# DATA SHOWN:
==============================

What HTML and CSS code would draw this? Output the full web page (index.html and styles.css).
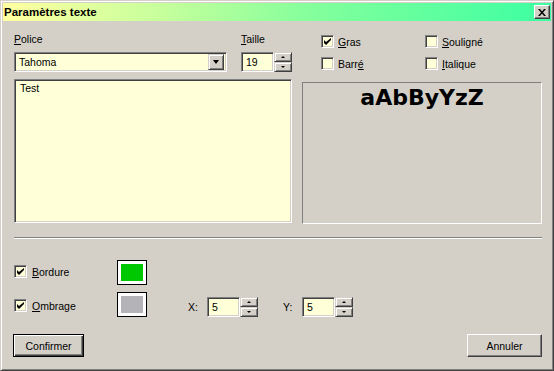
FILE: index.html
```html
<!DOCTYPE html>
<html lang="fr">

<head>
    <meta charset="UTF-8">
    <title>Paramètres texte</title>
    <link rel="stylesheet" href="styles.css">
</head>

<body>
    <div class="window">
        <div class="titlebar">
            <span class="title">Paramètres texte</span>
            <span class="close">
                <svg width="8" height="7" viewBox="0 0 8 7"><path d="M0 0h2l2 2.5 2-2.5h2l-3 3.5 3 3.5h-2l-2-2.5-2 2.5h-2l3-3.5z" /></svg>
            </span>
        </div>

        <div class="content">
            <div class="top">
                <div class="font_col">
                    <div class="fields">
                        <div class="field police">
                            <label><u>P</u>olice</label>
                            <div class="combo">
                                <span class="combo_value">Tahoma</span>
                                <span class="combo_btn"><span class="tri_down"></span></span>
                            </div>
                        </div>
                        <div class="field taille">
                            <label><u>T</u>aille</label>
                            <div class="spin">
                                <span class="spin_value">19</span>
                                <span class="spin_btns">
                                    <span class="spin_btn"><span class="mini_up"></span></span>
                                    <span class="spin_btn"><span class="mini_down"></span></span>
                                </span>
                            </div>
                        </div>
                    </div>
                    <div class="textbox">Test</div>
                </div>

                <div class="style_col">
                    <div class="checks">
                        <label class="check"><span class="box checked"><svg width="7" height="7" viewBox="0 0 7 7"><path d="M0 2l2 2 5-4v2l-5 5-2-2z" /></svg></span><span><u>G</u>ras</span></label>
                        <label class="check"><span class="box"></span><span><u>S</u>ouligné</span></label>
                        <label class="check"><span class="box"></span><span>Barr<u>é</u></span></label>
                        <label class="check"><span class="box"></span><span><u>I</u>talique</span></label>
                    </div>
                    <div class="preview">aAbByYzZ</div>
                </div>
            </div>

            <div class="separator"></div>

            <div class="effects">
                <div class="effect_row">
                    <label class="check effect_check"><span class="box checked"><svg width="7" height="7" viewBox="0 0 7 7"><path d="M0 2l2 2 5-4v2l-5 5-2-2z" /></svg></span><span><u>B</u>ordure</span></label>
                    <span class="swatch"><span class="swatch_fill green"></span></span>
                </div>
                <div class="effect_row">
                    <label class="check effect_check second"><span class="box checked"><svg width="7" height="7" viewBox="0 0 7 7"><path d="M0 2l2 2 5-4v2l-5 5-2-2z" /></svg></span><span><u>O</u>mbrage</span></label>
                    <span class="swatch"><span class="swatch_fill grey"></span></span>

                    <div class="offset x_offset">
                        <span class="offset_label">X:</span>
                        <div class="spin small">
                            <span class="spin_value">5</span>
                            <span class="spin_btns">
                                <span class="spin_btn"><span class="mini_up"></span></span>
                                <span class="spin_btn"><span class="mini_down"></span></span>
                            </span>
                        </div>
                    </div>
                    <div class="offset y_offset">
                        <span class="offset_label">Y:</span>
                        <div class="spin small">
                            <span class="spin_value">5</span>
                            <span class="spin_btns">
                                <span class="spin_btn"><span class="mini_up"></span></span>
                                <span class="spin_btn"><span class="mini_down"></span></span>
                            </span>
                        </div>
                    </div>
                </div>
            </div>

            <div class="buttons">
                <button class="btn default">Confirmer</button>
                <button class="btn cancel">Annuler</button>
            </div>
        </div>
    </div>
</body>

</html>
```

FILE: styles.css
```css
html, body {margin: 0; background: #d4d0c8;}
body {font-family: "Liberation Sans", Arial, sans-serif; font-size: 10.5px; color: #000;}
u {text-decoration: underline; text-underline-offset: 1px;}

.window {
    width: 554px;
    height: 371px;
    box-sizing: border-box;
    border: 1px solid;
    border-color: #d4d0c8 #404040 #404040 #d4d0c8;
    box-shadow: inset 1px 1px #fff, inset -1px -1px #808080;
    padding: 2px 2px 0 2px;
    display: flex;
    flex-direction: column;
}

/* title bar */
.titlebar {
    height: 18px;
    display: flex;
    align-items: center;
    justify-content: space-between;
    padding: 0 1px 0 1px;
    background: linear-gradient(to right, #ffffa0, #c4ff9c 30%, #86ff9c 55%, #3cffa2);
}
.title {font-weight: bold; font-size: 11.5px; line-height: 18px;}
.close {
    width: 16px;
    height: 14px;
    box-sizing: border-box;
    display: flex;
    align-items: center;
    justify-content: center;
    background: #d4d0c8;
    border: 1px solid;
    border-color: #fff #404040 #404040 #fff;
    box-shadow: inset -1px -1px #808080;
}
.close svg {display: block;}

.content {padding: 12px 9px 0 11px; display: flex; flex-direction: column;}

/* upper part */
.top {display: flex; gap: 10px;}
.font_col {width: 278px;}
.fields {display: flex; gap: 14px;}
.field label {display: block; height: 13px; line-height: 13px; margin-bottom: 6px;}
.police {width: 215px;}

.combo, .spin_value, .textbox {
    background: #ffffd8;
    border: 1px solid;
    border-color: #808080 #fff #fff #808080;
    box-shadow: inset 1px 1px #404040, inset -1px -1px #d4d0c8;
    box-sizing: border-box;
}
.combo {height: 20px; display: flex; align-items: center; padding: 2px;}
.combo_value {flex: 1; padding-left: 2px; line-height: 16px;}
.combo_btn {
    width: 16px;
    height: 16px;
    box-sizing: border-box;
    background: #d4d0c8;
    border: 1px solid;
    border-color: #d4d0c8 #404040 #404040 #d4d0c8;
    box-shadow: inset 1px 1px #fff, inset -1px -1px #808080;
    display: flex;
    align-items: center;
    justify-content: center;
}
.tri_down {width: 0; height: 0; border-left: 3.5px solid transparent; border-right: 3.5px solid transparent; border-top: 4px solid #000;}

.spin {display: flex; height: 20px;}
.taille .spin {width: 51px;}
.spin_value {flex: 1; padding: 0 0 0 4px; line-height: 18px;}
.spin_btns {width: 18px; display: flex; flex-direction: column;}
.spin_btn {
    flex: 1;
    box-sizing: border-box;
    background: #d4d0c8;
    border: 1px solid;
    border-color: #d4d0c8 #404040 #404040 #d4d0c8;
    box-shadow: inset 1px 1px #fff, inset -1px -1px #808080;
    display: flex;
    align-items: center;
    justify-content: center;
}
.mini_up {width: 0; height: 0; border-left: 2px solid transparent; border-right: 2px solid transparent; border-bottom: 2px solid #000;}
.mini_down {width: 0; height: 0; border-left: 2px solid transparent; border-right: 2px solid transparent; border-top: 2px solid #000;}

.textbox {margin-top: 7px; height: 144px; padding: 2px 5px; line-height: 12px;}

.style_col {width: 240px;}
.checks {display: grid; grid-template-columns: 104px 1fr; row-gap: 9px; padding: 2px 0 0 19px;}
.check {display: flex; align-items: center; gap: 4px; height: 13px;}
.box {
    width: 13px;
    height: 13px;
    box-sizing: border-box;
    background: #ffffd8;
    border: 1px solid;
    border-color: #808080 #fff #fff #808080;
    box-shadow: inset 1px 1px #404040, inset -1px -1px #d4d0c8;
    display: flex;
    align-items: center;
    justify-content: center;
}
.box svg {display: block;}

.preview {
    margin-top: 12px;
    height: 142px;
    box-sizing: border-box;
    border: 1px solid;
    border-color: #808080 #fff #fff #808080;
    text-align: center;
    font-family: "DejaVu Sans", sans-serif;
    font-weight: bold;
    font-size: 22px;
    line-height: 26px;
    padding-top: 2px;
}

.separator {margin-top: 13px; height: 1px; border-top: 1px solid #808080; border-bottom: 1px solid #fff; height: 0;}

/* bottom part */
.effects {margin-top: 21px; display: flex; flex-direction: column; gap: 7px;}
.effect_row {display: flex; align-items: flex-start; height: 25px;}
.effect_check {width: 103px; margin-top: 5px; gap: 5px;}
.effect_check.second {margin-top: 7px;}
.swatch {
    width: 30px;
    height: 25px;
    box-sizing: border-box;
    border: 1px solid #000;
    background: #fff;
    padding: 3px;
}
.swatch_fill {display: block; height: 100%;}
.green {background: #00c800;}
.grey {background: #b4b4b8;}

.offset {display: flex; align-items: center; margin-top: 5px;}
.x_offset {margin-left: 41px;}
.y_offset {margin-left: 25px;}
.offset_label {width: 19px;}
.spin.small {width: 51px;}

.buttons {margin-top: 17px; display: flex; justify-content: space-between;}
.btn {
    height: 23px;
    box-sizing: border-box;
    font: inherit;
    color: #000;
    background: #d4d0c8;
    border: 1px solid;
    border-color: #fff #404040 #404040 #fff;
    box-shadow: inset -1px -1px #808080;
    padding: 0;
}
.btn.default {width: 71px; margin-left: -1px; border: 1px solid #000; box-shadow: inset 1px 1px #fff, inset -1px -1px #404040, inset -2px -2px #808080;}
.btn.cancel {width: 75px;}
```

==============================

# THE REQUEST:
Lines of the material that contain the word "styles" are to be gathered.

# EXERCISE RESULT:
What HTML and CSS code would draw this? Output the full web page (index.html and styles.css).
    <link rel="stylesheet" href="styles.css">
FILE: styles.css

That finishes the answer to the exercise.